Tout comme l'euro, la mondialisation était censée favoriser la convergence des économies, l'enrichissement de tous les pays et la réduction des inégalités. Il n'en a rien été. La mondialisation ne profite en réalité qu'à certains pays et aggrave les inégalités tant entre les différents pays du monde qu'à l'intérieur de chacun d'eux. Toutes les données dont on dispose montrent en effet que la concentration de la richesse entre les mains d'une petite élite est d'autant plus grande que les marchés deviennent plus flexibles et plus ouverts.
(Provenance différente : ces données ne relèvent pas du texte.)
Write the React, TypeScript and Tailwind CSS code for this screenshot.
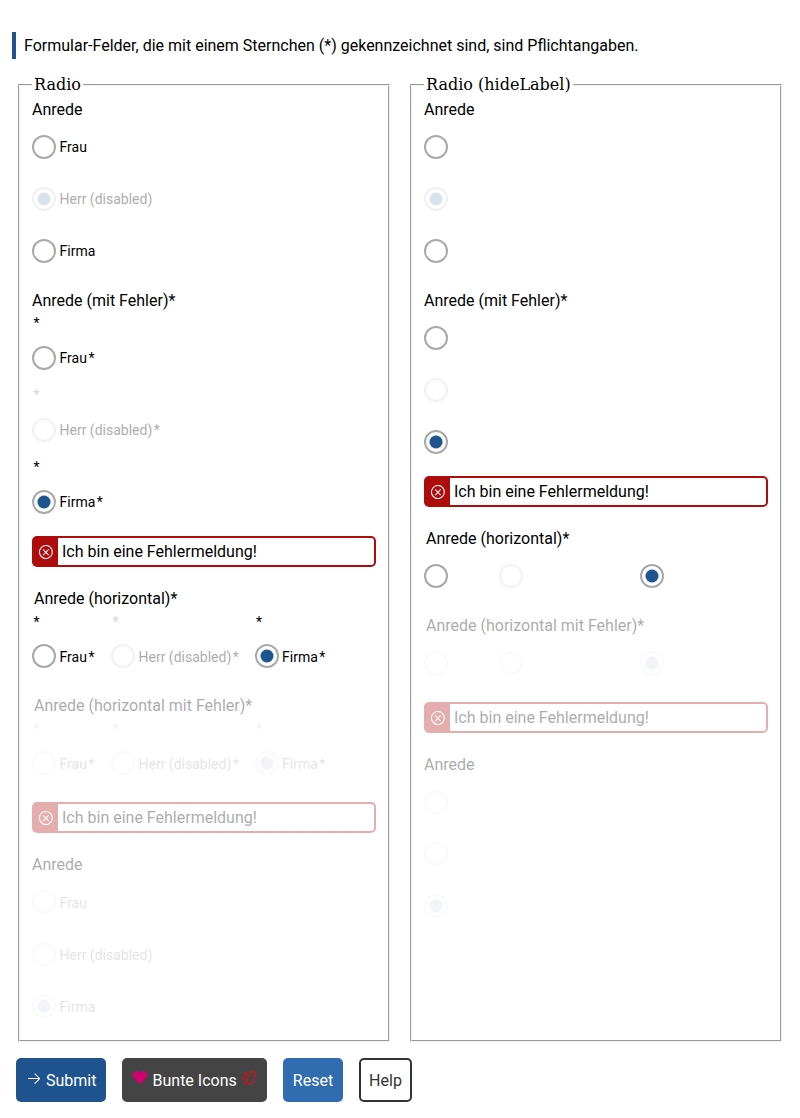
import { VscArrowRight, VscError } from "react-icons/vsc";

type Option = { label: string; disabled?: boolean; checked?: boolean };

const options = (checked?: number): Option[] => [
  { label: "Frau", checked: checked === 0 },
  { label: "Herr (disabled)", disabled: true, checked: checked === 1 },
  { label: "Firma", checked: checked === 2 },
];

function Circle({ checked, disabled }: { checked?: boolean; disabled?: boolean }) {
  return (
    <span
      role="radio"
      aria-checked={!!checked}
      className={`flex size-6 shrink-0 items-center justify-center rounded-full border-2 border-[#a9a9a9] ${disabled ? "opacity-[.165]" : ""}`}
    >
      {checked && <span className="size-3 rounded-full bg-[#1f5390] shadow-[0_0_1px_0.5px_#1f5390]" />}
    </span>
  );
}

type RadioProps = { option: Option; hideLabel?: boolean; required?: boolean; low?: boolean };

function Radio({ option, hideLabel, required, low }: RadioProps) {
  const dim = option.disabled;
  return (
    <div>
      {required && !hideLabel && (
        <div className={`h-5 pl-[1.5px] text-sm ${low ? "leading-6" : "leading-[22px]"} ${dim ? "opacity-[.165]" : ""}`}>*</div>
      )}
      <div className="flex h-[52px] items-center">
        <Circle checked={option.checked} disabled={dim} />
        {!hideLabel && (
          <span
            className={`ml-[3.5px] whitespace-nowrap text-sm leading-5 ${low ? "pt-0.5" : ""} ${dim ? "opacity-[.33]" : ""}`}
          >
            {option.label}
            {required && <span className="ml-[1.5px]">*</span>}
          </span>
        )}
      </div>
    </div>
  );
}

function Label({ children }: { children: string }) {
  return <div className="h-5 whitespace-nowrap text-base leading-[22px]">{children}</div>;
}

function ErrorBox() {
  return (
    <div className="flex h-[31px] rounded-[5px] border-2 border-[#ae0b0d]">
      <span className="flex w-6 shrink-0 items-center justify-center bg-[#ae0b0d] text-white">
        <VscError size={16} />
      </span>
      <span className="pl-1 text-base leading-[27px]">Ich bin eine Fehlermeldung!</span>
    </div>
  );
}

function Heart() {
  return (
    <svg width="16" height="16" viewBox="0 0 16 16" fill="#d3006f" className="-mt-1.5 mr-[4.5px]">
      <path d="M8 3.300C9 1.900 10.200 1.300 11.500 1.300c2.200 0 3.700 1.700 3.700 3.800 0 1.500-.7 2.700-1.700 3.700L8 14.200 2.500 8.800C1.500 7.800.8 6.600.8 5.100c0-2.100 1.500-3.800 3.700-3.800C5.800 1.300 7 1.900 8 3.300z" />
    </svg>
  );
}

function Squirrel() {
  return (
    <svg width="14" height="14" viewBox="0 0 14 14" fill="none" stroke="#d5101a" strokeWidth="1.1" strokeLinejoin="round" className="-mt-1.5 ml-[5px]">
      <path d="M.5 7.500 2.500 5V1.500l2 1.500C5.500 3.500 6 4.500 6 5.500L7.500 4.500v-3l1.500-1 1.500 1 1.500-1 1.500 2v2l-2 2 .5 2v2.500l-2 2H2.500v-1.500l3-.5V9.500H4.200l1.300-1H1.200z" />
    </svg>
  );
}

function Column({ title, hideLabel }: { title: string; hideLabel?: boolean }) {
  const columns = hideLabel
    ? "grid grid-cols-[75px_141px_auto] justify-start"
    : "grid grid-cols-[79px_143.5px_auto] justify-start";
  return (
    <fieldset className="mx-0.5 min-w-0 border-2 border-[#f0f0f0] px-3 pb-2 pt-1.5 [border-style:groove]">
      <legend className="h-[19px] px-0.5 font-['DejaVu_Serif',serif] text-base leading-[19px]">{title}</legend>
      <div className="h-5 leading-5">Anrede</div>
      <div className="pt-px">
        {options(1).map((o) => (
          <Radio key={o.label} option={o} hideLabel={hideLabel} />
        ))}
      </div>

      <div className="pt-[13px]">
        <Label>Anrede (mit Fehler)*</Label>
        <div className="pt-0.5">
          {options(2).map((o) => (
            <Radio key={o.label} option={o} hideLabel={hideLabel} required />
          ))}
        </div>
        <div className="pt-2">
          <ErrorBox />
        </div>
      </div>

      <div className="pt-[21px]">
        <div className="pl-0.5">
          <Label>Anrede (horizontal)*</Label>
        </div>
        <div className={`pt-0.5 ${columns}`}>
          {options(2).map((o) => (
            <Radio key={o.label} option={o} hideLabel={hideLabel} required low />
          ))}
        </div>
      </div>

      <div className="pt-[13px] opacity-[.33]">
        <div className="pl-0.5">
          <Label>Anrede (horizontal mit Fehler)*</Label>
        </div>
        <div className={`pt-0.5 ${columns}`}>
          {options(2).map((o) => (
            <Radio key={o.label} option={{ ...o, disabled: true }} hideLabel={hideLabel} required low />
          ))}
        </div>
        <div className="pt-[13px]">
          <ErrorBox />
        </div>
      </div>

      <div className="pt-[21px] opacity-[.33]">
        <Label>Anrede</Label>
        <div className="pt-0.5">
          {options(2).map((o) => (
            <Radio key={o.label} option={{ ...o, disabled: true }} hideLabel={hideLabel} low />
          ))}
        </div>
      </div>
    </fieldset>
  );
}

export default function App() {
  return (
    <div className="flex h-[1118px] w-[800px] flex-col bg-white font-[Roboto,sans-serif] text-base text-black">
      <p className="ml-3 mt-8 h-[27px] border-l-4 border-[#1f5390] pl-2 leading-[27px]">
        Formular-Felder, die mit einem Sternchen (*) gekennzeichnet sind, sind Pflichtangaben.
      </p>
      <div className="mx-4 mt-4 grid h-[967px] grid-cols-2 gap-4">
        <Column title="Radio" />
        <Column title="Radio (hideLabel)" hideLabel />
      </div>
      <div className="ml-4 mt-4 flex h-11 gap-4">
        <button className="flex w-[90px] items-center rounded-[5px] bg-[#1f5390] pl-2.5 pt-0.5 text-white">
          <VscArrowRight size={16} className="-mt-1.5 mr-1" />
          Submit
        </button>
        <button className="flex w-[145px] items-center rounded-[5px] bg-[#444] pl-2.5 pt-0.5 text-white">
          <Heart />
          Bunte Icons
          <Squirrel />
        </button>
        <button className="w-[60px] rounded-[5px] bg-[#316bb0] pt-0.5 text-white">Reset</button>
        <button className="w-[53px] rounded-[5px] border-2 border-[#333] bg-white pt-0.5 text-[#333]">Help</button>
      </div>
    </div>
  );
}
La différence de revenu entre les plus riches et les plus pauvres de la planète était de 30 à 1 en 1960, elle est aujourd'hui de 74 à 1. La « surclasse globale » (David Rothkopf), qui représente à peine 10 % de la population mondiale, contrôle 85 % des richesses mondiales. Cette concentration de la richesse aux mains d'une élite transnationale favorise évidemment la violence sociale et politique. Un cinquième de l'humanité continue à produire et à consommer les quatre cinquièmes des richesses mondiales, et la moitié de la population mondiale vit avec moins de deux euros par jour, phénomène qui ne s'explique qu'en partie par la croissance démographique. C'est d'autant moins étonnant que les opérations effectuées dans un but de profit sont nécessairement sélectives dans un monde de sociétés à performances inégales, on choisit les zones de plus grande rentabilité. En 1960, le PIB par habitant des 20 pays les plus riches était 17 fois supérieur à celui des pays les plus pauvres; dès 1996, il était 37 fois supérieur. L'inégalité entre les pays s'accroît régulièrement depuis 1984. Même dans les pays qui se sont le plus enrichis, la majorité de la population s'est appauvrie le nombre de pauvres dans le monde n'a cessé de s'accroître, tandis que le revenu mondial augmentait au rythme de 2,5 % par an. En Belgique, le coefficient de Gini (qui mesure sur une échelle de 0 à 1 l'écart entre les plus riches et les plus pauvres) est passé de 0,24 en 1990 à 0,31 en 2010. On constate ainsi, paradoxalement, que plus l'intégration économique s'approfondit, plus la divergence économique s'accroît(12).